Аното в своей многотомной «Истории кардинала Ришелье» подробно рассказал о детстве кардинала и, приведя свои соображения, утверждает, что он родился в Париже. Пюре в написанной им «Жизни Ришелье» говорит то же самое. Хотя он не был современником кардинала, его книга была написана, когда еще живы были ближайшие родственники кардинала. Сам кардинал в двух речах и в письме (соответственно в 1628, 1633 и 1641 годах) говорит о себе как о «парижанине». Мы не можем придавать этому утверждению слишком большого веса: ведь могло случиться так — не будем забывать, он был общественным деятелем, — что ему хотелось, чтобы его считали парижанином.
Приведя все за и против, мы не можем принять ни той, ни другой гипотезы. По-видимому, вопрос не будет никогда решен.
Первым учителем маленького Армана Жана был настоятель мужского монастыря в Сомюре. Когда ему исполнилось двенадцать лет, он поступил в парижский университет Коллеж де Наварр. Здесь обучались незнатные дворяне с достатком. Арману Жану был пожалован титул маркиза де Шийю — по одному из поместий Ришелье. Вместе с ним в Париж поехали двое слуг и частный учитель.
В университете Арман Жан получил хорошую подготовку по классическим языкам и литературе. В дальнейшем он опирался на знания, полученные в университете: благодаря им он стал таким, каким мы его знаем. Когда он встал у кормила государства, он делал все от него зависящее, чтобы поддержать национальную литературу. Его отношение к литературе и искусству было искренним, в нем не было обычного лицемерия: он понимал, какое большое значение имеют они для государства. Вероятно, он не согласился бы с доктором Джонсоном, который утверждал, что величие нации определяется ее писателями, но он не один раз говорил, что нация, у которой нет литературы, не может быть сильной и великой. Несомненно, это убеждение зародилось у него еще тогда, когда он жил в Латинском квартале.
Высокие образцы литературы были созданы во Франции еще в XVI веке. Назовем лишь тех, чей гений несомненен: Рабле, Ронсар, Малерб. Но литература еще не стала необходимым компонентом общественной атмосферы, да и ценителей ее было слишком мало. Как известно, литературой интересуются люди, имеющие достаток и досуг. В XVI веке знать и дворянство были почти поголовно заняты войной, а средние классы заседали в парламентах, торговали и яростно спорили о религиозных догматах.
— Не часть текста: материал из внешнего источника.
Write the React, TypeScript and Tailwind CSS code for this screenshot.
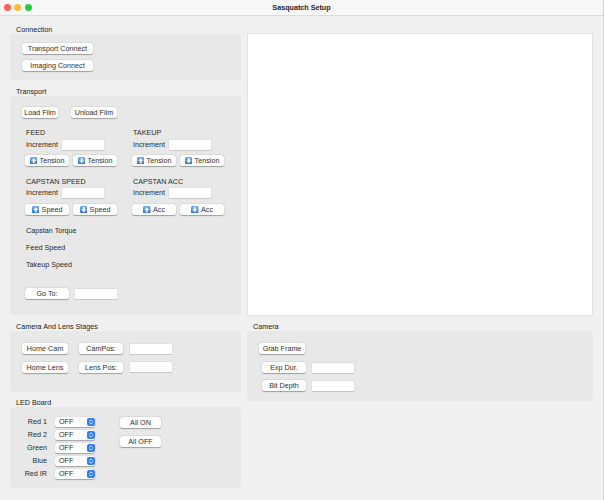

Положение изменилось в первой трети XVII века, и без содействия Ришелье это не могло бы произойти.
Древнегреческий язык он знал недостаточно хорошо, зато латинский язык — блестяще. Иногда он пользуется им в частной переписке. Латинские фразы, написанные тем же быстрым почерком, что и французские, выражают его мысль просто и прямо, без какой-либо ученой витиеватости, так, словно писать по-латыни не составляло для него никакого труда. За свою жизнь он выучился также итальянскому и испанскому языкам, которые были необходимы ему для ведения переговоров, и говорил и писал на них совершенно безупречно.
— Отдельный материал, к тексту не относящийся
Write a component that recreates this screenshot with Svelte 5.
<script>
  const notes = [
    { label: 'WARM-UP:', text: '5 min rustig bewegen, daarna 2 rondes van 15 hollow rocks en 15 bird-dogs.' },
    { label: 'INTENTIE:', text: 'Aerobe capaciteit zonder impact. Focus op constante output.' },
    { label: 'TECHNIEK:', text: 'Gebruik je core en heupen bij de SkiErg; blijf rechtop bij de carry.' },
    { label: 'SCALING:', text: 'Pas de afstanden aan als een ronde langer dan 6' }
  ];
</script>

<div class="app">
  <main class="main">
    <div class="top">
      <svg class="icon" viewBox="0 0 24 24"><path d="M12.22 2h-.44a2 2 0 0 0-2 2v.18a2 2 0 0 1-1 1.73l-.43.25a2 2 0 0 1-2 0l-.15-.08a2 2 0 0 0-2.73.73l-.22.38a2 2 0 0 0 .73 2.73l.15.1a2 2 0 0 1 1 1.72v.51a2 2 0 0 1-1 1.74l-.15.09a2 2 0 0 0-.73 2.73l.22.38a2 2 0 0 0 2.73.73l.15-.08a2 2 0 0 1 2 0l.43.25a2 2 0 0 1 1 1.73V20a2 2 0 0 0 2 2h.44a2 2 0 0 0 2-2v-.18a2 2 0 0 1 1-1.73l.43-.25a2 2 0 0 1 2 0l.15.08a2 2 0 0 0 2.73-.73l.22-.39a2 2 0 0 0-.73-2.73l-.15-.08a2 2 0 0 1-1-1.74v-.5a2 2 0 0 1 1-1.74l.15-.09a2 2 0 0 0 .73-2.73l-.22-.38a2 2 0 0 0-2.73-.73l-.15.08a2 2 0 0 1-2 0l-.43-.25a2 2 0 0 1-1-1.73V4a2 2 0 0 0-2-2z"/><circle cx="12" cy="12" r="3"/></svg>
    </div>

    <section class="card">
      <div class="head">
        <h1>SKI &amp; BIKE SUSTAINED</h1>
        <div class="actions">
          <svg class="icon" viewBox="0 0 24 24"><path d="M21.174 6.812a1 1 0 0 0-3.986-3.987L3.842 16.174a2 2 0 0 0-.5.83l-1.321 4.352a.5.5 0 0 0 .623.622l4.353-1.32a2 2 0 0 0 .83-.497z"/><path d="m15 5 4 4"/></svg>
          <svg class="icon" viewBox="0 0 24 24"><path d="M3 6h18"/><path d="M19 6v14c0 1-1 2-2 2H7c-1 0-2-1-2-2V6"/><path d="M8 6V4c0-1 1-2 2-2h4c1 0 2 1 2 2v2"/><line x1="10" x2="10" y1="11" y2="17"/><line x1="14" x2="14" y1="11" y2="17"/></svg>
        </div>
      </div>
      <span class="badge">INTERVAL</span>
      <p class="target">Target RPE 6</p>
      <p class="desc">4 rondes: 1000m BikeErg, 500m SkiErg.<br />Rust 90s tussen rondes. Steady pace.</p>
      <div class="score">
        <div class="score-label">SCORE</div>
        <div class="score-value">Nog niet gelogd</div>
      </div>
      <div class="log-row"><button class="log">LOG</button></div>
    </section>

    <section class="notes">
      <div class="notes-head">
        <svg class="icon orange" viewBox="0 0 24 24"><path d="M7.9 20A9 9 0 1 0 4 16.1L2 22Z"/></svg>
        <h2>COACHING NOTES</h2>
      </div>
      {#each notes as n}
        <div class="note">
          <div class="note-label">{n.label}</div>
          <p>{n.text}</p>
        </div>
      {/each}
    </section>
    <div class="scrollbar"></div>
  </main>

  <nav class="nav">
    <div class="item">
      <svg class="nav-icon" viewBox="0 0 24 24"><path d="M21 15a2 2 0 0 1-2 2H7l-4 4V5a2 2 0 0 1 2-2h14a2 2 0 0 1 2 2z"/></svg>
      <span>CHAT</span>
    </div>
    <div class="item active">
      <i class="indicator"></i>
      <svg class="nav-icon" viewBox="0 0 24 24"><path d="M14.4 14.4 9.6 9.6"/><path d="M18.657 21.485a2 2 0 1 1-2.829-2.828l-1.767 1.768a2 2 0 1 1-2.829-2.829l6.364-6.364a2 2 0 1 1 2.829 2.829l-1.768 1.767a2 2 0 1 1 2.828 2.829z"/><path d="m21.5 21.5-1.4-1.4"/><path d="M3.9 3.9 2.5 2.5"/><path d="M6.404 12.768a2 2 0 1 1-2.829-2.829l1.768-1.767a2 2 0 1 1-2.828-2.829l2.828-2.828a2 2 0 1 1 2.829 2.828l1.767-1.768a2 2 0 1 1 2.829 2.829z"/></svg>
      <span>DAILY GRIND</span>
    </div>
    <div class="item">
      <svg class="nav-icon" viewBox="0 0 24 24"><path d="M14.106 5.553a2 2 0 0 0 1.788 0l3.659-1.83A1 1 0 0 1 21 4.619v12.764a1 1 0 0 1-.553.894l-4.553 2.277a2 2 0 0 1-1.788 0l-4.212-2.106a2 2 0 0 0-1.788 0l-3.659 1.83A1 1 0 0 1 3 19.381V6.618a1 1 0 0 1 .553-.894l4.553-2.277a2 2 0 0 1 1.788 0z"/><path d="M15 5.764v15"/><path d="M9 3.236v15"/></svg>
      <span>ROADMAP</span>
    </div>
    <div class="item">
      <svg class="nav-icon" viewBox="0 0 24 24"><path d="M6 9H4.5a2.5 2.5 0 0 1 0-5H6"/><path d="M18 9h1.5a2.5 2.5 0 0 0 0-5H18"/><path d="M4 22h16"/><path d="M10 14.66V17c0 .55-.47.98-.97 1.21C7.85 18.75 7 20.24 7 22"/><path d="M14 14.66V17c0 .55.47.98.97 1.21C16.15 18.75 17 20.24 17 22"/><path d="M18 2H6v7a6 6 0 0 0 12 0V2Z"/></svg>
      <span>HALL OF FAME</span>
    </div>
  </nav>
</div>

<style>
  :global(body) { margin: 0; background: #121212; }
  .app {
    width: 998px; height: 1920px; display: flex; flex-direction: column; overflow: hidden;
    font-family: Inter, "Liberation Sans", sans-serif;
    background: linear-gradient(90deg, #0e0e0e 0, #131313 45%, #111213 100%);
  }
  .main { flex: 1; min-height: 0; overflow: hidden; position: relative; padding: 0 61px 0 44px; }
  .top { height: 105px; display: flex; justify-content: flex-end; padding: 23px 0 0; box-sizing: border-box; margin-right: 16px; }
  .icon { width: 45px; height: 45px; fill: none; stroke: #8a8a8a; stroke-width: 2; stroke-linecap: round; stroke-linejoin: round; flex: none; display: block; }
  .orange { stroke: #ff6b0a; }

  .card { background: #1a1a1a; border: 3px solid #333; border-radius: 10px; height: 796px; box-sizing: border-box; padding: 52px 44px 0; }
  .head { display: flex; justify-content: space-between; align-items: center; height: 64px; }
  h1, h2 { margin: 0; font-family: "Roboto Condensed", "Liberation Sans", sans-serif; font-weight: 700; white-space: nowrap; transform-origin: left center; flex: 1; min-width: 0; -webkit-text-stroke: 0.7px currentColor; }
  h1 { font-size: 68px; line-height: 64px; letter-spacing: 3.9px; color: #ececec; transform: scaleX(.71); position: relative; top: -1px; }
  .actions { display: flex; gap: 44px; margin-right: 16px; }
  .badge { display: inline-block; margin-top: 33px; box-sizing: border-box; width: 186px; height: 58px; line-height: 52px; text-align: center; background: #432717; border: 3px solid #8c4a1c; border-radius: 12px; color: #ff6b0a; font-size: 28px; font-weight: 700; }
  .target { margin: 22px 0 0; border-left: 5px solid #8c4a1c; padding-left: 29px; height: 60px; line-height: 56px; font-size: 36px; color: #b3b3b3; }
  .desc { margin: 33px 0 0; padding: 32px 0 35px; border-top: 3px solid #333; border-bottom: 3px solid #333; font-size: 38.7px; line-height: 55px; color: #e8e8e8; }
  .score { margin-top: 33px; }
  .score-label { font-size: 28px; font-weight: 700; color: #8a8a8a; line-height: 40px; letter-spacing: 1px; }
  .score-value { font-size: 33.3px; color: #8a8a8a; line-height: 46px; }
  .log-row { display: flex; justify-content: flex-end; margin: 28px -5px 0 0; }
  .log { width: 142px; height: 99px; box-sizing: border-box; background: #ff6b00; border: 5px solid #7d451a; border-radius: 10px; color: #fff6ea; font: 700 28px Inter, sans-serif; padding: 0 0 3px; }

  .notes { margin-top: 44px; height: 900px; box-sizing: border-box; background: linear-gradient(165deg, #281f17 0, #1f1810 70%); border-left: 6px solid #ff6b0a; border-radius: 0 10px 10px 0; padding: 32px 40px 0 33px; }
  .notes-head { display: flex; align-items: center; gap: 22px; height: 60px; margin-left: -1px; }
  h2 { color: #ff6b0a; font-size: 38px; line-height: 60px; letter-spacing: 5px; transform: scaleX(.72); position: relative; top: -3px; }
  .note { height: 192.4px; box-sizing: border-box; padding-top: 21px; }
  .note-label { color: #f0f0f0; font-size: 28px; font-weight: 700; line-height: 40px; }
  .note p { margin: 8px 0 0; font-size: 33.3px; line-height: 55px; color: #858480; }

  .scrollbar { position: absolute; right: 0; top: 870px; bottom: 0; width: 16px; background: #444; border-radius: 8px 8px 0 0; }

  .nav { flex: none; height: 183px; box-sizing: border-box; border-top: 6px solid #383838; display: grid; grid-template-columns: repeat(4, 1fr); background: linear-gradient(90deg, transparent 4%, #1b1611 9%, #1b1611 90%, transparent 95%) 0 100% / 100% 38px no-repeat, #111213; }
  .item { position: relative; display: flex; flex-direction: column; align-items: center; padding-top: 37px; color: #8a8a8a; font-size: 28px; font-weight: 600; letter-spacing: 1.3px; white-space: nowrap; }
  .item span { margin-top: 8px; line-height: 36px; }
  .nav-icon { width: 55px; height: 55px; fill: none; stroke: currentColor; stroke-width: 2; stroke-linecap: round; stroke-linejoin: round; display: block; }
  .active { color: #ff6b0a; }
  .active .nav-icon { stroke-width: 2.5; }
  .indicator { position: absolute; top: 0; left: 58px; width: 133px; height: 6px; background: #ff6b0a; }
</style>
Закончив изучение классиков, он поступил в Академию Плювинеля, где молодых дворян готовили к несению военной службы. Здесь Арман Жан овладел искусством верховой езды, которое он потом демонстрировал во время осады Ла-Рошели или во время перехода через ущелья в Савойе, а также искусством фехтования. Здесь он начал изучать историю военного искусства и продолжал ею заниматься до конца жизни.
Когда мы из отрочества переходим в юность, для каждого из нас наступают решающие годы, в которые формируется наш характер. Опыт, полученный в те годы, остается на всю жизнь. Именно в эти годы молодой Ришелье нашел свое призвание — военное дело. И хотя он так и не стал военным, но военная жилка сохранилась в нем на всю жизнь.
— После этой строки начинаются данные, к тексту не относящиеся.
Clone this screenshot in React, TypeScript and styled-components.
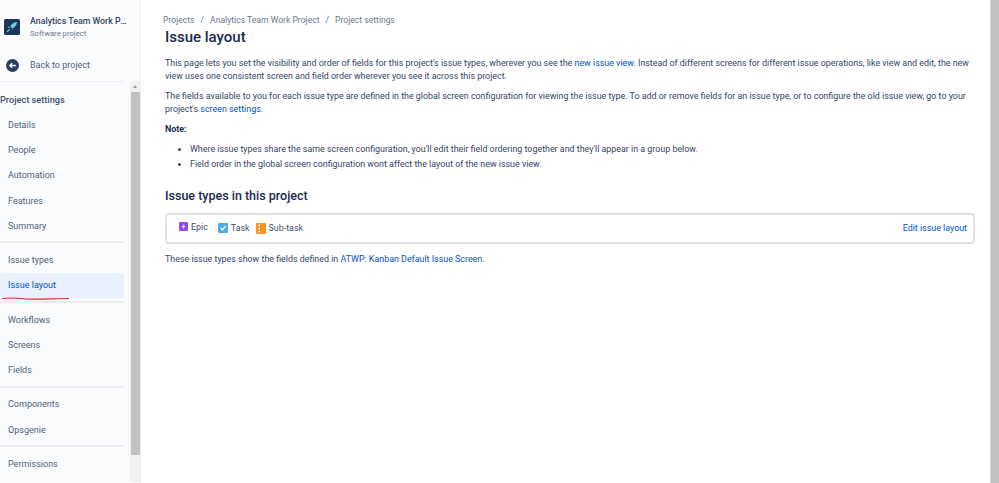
import React from "react";
import styled, { createGlobalStyle } from "styled-components";

const Global = createGlobalStyle`
  html, body {
    margin: 0;
    padding: 0;
    background: #fff;
  }
  * {
    box-sizing: border-box;
  }
`;

const Page = styled.div`
  width: 999px;
  height: 483px;
  overflow: hidden;
  display: flex;
  font-family: "Roboto", "Noto Sans", sans-serif;
  font-size: 8.9px;
  color: #344563;
  background: #fff;
`;

const Sidebar = styled.aside`
  position: relative;
  flex: 0 0 141px;
  height: 483px;
  background: #fafbfc;
  border-right: 1px solid #eef0f3;
  overflow: hidden;
`;

const ProjectHeader = styled.div`
  display: flex;
  align-items: center;
  gap: 10px;
  padding: 2px 0 0 4px;
  height: 52px;
`;

const ProjectText = styled.div`
  min-width: 0;
  width: 99px;
`;

const ProjectName = styled.div`
  font-size: 8.8px;
  font-weight: 500;
  line-height: 12px;
  color: #344563;
  white-space: nowrap;
  overflow: hidden;
  text-overflow: ellipsis;
`;

const ProjectType = styled.div`
  margin-top: 1px;
  font-size: 7.7px;
  line-height: 12px;
  color: #6b778c;
`;

const BackRow = styled.div`
  display: flex;
  align-items: center;
  gap: 11px;
  padding-left: 6px;
  height: 26px;
  font-size: 9px;
  color: #505f79;
`;

const SideBody = styled.div`
  display: flex;
  margin-top: 3px;
`;

const Nav = styled.nav`
  width: 124px;
  border-top: 1px solid #ebecf0;
`;

const NavTitle = styled.div`
  font-size: 9.2px;
  font-weight: 500;
  line-height: 13px;
  color: #42526e;
  padding-top: 11px;
  height: 30px;
`;

const NavGroup = styled.div`
  padding-bottom: 3px;
  margin-bottom: 3.9px;
  border-bottom: 2px solid #ebecf0;

  &:last-child {
    border-bottom: none;
  }
`;

const NavItem = styled.div<{ $active?: boolean }>`
  height: 25.3px;
  display: flex;
  align-items: center;
  padding-left: 8px;
  font-size: 9px;
  border-radius: 3px;
  color: ${(p) => (p.$active ? "#0052cc" : "#505f79")};
  background: ${(p) => (p.$active ? "#e8f1fd" : "transparent")};
`;

const ScrollTrack = styled.div`
  margin-left: 6px;
  width: 10px;
  height: 401px;
  background: #f1f1f1;
  display: flex;
  flex-direction: column;
  align-items: center;
`;

const ScrollArrow = styled.div`
  width: 0;
  height: 0;
  margin: 4px 0 4px;
  border-left: 2.5px solid transparent;
  border-right: 2.5px solid transparent;
  border-bottom: 3px solid #9a9a9a;
`;

const ScrollThumb = styled.div`
  width: 9px;
  height: 363px;
  background: #c1c1c1;
`;

const RedMark = styled.svg`
  position: absolute;
  left: 2px;
  top: 297px;
`;

const Main = styled.main`
  flex: 1;
  min-width: 0;
  padding: 14px 15px 0 24px;
`;

const Breadcrumbs = styled.div`
  display: flex;
  gap: 6px;
  margin-left: -2px;
  font-size: 8.6px;
  line-height: 12px;
  color: #6b778c;
`;

const Title = styled.h1`
  margin: 0 0 9px;
  font-size: 15px;
  font-weight: 500;
  line-height: 22px;
  color: #172b4d;
`;

const Para = styled.p`
  margin: 0 0 7px;
  line-height: 13px;
`;

const Link = styled.a`
  color: #0052cc;
  text-decoration: none;
`;

const NoteLabel = styled.div`
  margin-bottom: 7px;
  font-weight: 700;
  line-height: 13px;
  color: #172b4d;
`;

const BulletList = styled.ul`
  margin: 0;
  padding: 0 0 0 25px;
`;

const Bullet = styled.li`
  line-height: 13px;
  margin-bottom: 2px;
`;

const Heading = styled.h2`
  margin: 16px 0 8px;
  font-size: 12.5px;
  font-weight: 500;
  line-height: 18px;
  color: #172b4d;
`;

const Card = styled.div`
  height: 31px;
  border: 2px solid #dfe1e6;
  border-radius: 4px;
  display: flex;
  align-items: center;
  justify-content: space-between;
  padding: 0 6px 2px 12px;
`;

const TypeList = styled.div`
  display: flex;
  align-items: flex-start;
`;

const TypeItem = styled.div<{ $low?: boolean; $after: number }>`
  display: flex;
  align-items: center;
  gap: 3px;
  margin-top: ${(p) => (p.$low ? "1px" : "0")};
  margin-right: ${(p) => p.$after}px;
  color: #42526e;
`;

const Footer = styled.p`
  margin: 9px 0 0;
  line-height: 13px;
`;

const PageScrollbar = styled.div`
  flex: 0 0 9px;
  height: 483px;
  background: #c1c1c1;
  border-left: 1px solid #dcdcdc;
`;

const RocketLogo = () => (
  <svg width="16" height="16" viewBox="0 0 16 16">
    <rect width="16" height="16" rx="1.5" fill="#1d3557" />
    <path d="M12.5 3c-3 .2-5 2-6.2 4.600l2 2C11 8.400 12.800 6 13 3.300z" fill="#5fd3e6" />
    <path d="M5.800 7.600 3.800 8.200l1.400 1zM8.300 9.800l-.6 2 1-1.400z" fill="#8be0ee" />
    <path d="M5.600 10.300 3.200 12.800" stroke="#7fdbe9" strokeWidth="1.100" />
  </svg>
);

const BackIcon = () => (
  <svg width="13" height="13" viewBox="0 0 13 13">
    <circle cx="6.500" cy="6.500" r="6.500" fill="#2b3f60" />
    <path d="M9.800 6.500H4M6.200 4.200 3.800 6.500l2.400 2.300" stroke="#fff" strokeWidth="1.300" fill="none" />
  </svg>
);

const EpicIcon = () => (
  <svg width="9" height="9" viewBox="0 0 10 10">
    <rect width="10" height="10" rx="1.200" fill="#904ee2" />
    <path d="M5.700 2 3 5.500h1.800L4.300 8 7 4.500H5.200z" fill="#fff" />
  </svg>
);

const TaskIcon = () => (
  <svg width="10" height="10" viewBox="0 0 10 10">
    <rect width="10" height="10" rx="1.200" fill="#4bade8" />
    <path d="M2.700 5.200 4.400 6.900 7.400 3.300" stroke="#fff" strokeWidth="1.400" fill="none" />
  </svg>
);

const SubtaskIcon = () => (
  <svg width="10" height="11" viewBox="0 0 10 11">
    <rect width="10" height="11" rx="0.800" fill="#f7931e" />
    <rect x="2.400" y="1.600" width="1.600" height="1.600" fill="#fff" />
    <rect x="2.400" y="4.700" width="1.600" height="1.600" fill="#fff" />
    <rect x="2.400" y="7.800" width="1.600" height="1.600" fill="#fff" />
  </svg>
);

const navGroups = [
  [{ label: "Details" }, { label: "People" }, { label: "Automation" }, { label: "Features" }, { label: "Summary" }],
  [{ label: "Issue types" }, { label: "Issue layout", active: true }],
  [{ label: "Workflows" }, { label: "Screens" }, { label: "Fields" }],
  [{ label: "Components" }, { label: "Opsgenie" }],
  [{ label: "Permissions" }],
];

export default function App() {
  return (
    <Page>
      <Global />
      <Sidebar>
        <ProjectHeader>
          <RocketLogo />
          <ProjectText>
            <ProjectName>Analytics Team Work Project</ProjectName>
            <ProjectType>Software project</ProjectType>
          </ProjectText>
        </ProjectHeader>
        <BackRow>
          <BackIcon />
          Back to project
        </BackRow>
        <SideBody>
          <Nav>
            <NavTitle>Project settings</NavTitle>
            {navGroups.map((group, i) => (
              <NavGroup key={i}>
                {group.map((item) => (
                  <NavItem key={item.label} $active={item.active}>
                    {item.label}
                  </NavItem>
                ))}
              </NavGroup>
            ))}
          </Nav>
          <ScrollTrack>
            <ScrollArrow />
            <ScrollThumb />
          </ScrollTrack>
        </SideBody>
        <RedMark width="68" height="4" viewBox="0 0 68 4">
          <path d="M0 1.500C8 .5 16 1 24 2c14 .5 28-.5 43-.5" stroke="#e0202a" strokeWidth="1.100" fill="none" />
        </RedMark>
      </Sidebar>
      <Main>
        <Breadcrumbs>
          <span>Projects</span>
          <span>/</span>
          <span>Analytics Team Work Project</span>
          <span>/</span>
          <span>Project settings</span>
        </Breadcrumbs>
        <Title>Issue layout</Title>
        <Para>
          This page lets you set the visibility and order of fields for this project's issue types, wherever you see the{" "}
          <Link>new issue view</Link>. Instead of different screens for different issue operations, like view and edit, the new
          view uses one consistent screen and field order wherever you see it across this project.
        </Para>
        <Para>
          The fields available to you for each issue type are defined in the global screen configuration for viewing the issue
          type. To add or remove fields for an issue type, or to configure the old issue view, go to your project's{" "}
          <Link>screen settings</Link>.
        </Para>
        <NoteLabel>Note:</NoteLabel>
        <BulletList>
          <Bullet>Where issue types share the same screen configuration, you'll edit their field ordering together and they'll appear in a group below.</Bullet>
          <Bullet>Field order in the global screen configuration wont affect the layout of the new issue view.</Bullet>
        </BulletList>
        <Heading>Issue types in this project</Heading>
        <Card>
          <TypeList>
            <TypeItem $after={10}>
              <EpicIcon />
              Epic
            </TypeItem>
            <TypeItem $low $after={6}>
              <TaskIcon />
              Task
            </TypeItem>
            <TypeItem $low $after={0}>
              <SubtaskIcon />
              Sub-task
            </TypeItem>
          </TypeList>
          <Link>Edit issue layout</Link>
        </Card>
        <Footer>
          These issue types show the fields defined in <Link>ATWP: Kanban Default Issue Screen</Link>.
        </Footer>
      </Main>
      <PageScrollbar />
    </Page>
  );
}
Случаю было угодно, чтобы он не закончил академию, а снова вернулся в университет, где стал изучать теологию и готовиться к принятию духовного сана. Сейчас мы расскажем, как это произошло.
В 1600 году, когда Арман Жан еще учился в Колледже де Наварр, Генрих IV вдруг вспомнил о вдове своего боевого товарища и предложил ей место фрейлины в свите королевы Марии Медичи. Сюзанна дю Плесси была очень польщена оказанной ей честью, чуть было не согласилась, но потом отказалась: она боялась тех больших расходов, которые неизбежно появятся, если она будет жить в Париже и служить при дворе. Она все еще продолжала экономить во всем, чтобы восстановить расстроенное состояние.
Король понял причины ее отказа и послал ей в качестве своего личного дара двадцать тысяч ливров. Он взял также на службу при дворе в качестве камергера ее старшего сына, который до этого был пажом, и положил ему годовой оклад в четыре тысячи ливров. Второму сыну он дал епархию с центром в городе Люсон.